Page Number (Original) 436

Paragraph Numbers 7 to 15

Volume 1

Chapter 12

Subsection 21


Commissioners allocated to region

7 As the convening commissioner, Dr Fazel Randera assumed overall responsibility for the work of the office. He was also a member of the Human Rights Violations Committee. Joint deputy chairpersons of that committee, lawyers Ms Yasmin Sooka and Mr Wynand Malan1 were based in this office. These commissioners were assisted by Human Rights Violations Committee members Dr Russell Ally, Mr Hugh Lewin and Ms Joyce Seroke.

8 Ms Hlengiwe Mkhize, a psychologist and chair of the Reparation and Rehabilitation Committee, was based in the office and was assisted by Reparation and Rehabilitation Committee members Mr Tom Manthatha and Professor Piet Meiring.

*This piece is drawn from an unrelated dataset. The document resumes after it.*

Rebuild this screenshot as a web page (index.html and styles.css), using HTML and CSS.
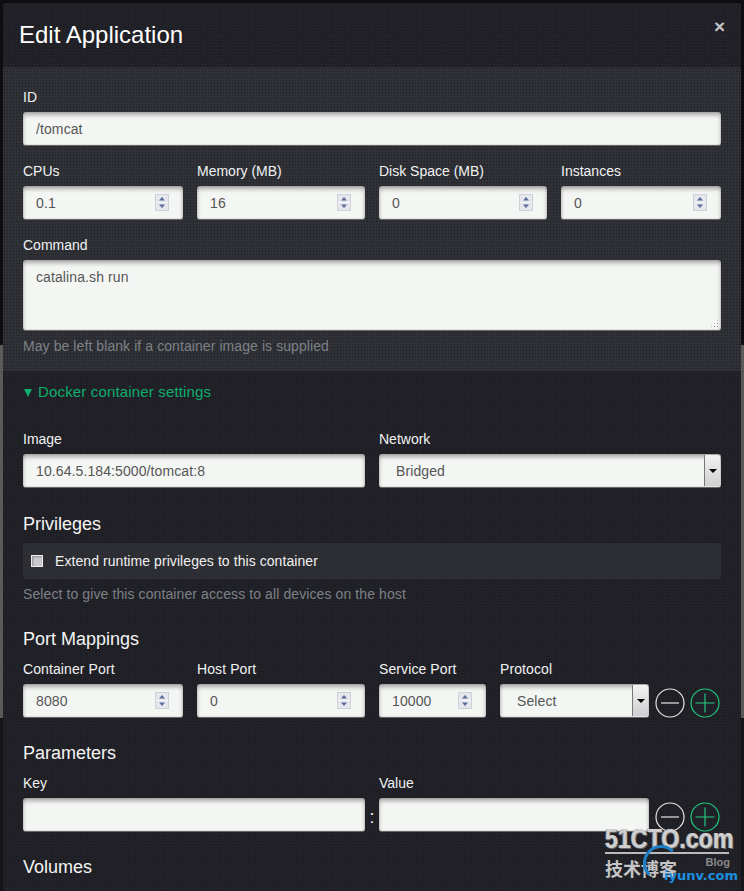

9 Amnesty Committee members included commissioners Ms Sisi Khampepe and Adv Chris de Jager and committee member Judge Bernard Ngoepe. Although nominally based in this office, they spent almost all of their time elsewhere.

1 Dr Malan was later re-deployed to the Amnesty Committee and replaced as vice-chairperson by Mr Richard Lyster.

10 A national staffing plan was drawn up for the entire Commission before any staff was actually employed. The plan distributed staff equally between the four regional offices, with an additional component for the national office in Cape Town. No cognisance was taken of the territory, population or extent of human rights violations each office was required to service. This meant that the Johannesburg office was, proportionally speaking, understaffed from the outset.

11 Interviews for staff were conducted in March 1996 and, by the end of April 1996, approximately 75 per cent of the envisaged staff complement had been employed. Panels of commissioners selected senior staff, and other staff were interviewed and selected by management teams (often with the participation of a commissioner).

12 One of the first groups to be employed were the statement takers, and a statement taking form and training programme was developed by a team of consultants. It soon became evident, however, that the training focused too exclusively on the psychological aspects of interacting with victims. As a result, a more legally orientated training course was developed. The statement takers were the only team in the office to receive any formal training at the beginning of their employment.

13 Almost everyone who came to work in the Johannesburg office was driven by a desire to contribute to the process of truth recovery and national reconciliation. This meant that it was possible for the office to develop a synergy in the difficult months of setting up the Commission, while the diversity of members ensured active debate on all issues.

14 Many recruits were unemployed at the time of coming to the Commission, which enabled them to start immediately. Many were young, and most had a background in statutory or non-governmental organisations (NGOs). Very few came from the private sector.

15 Recruitment policy was guided by criteria of representivity and merit. During the period of fullest employment, 44 per cent of staff were men and 56 per cent were women; 55 per cent were African, 12 per cent coloured, 26 per cent white and 7 per cent Indian.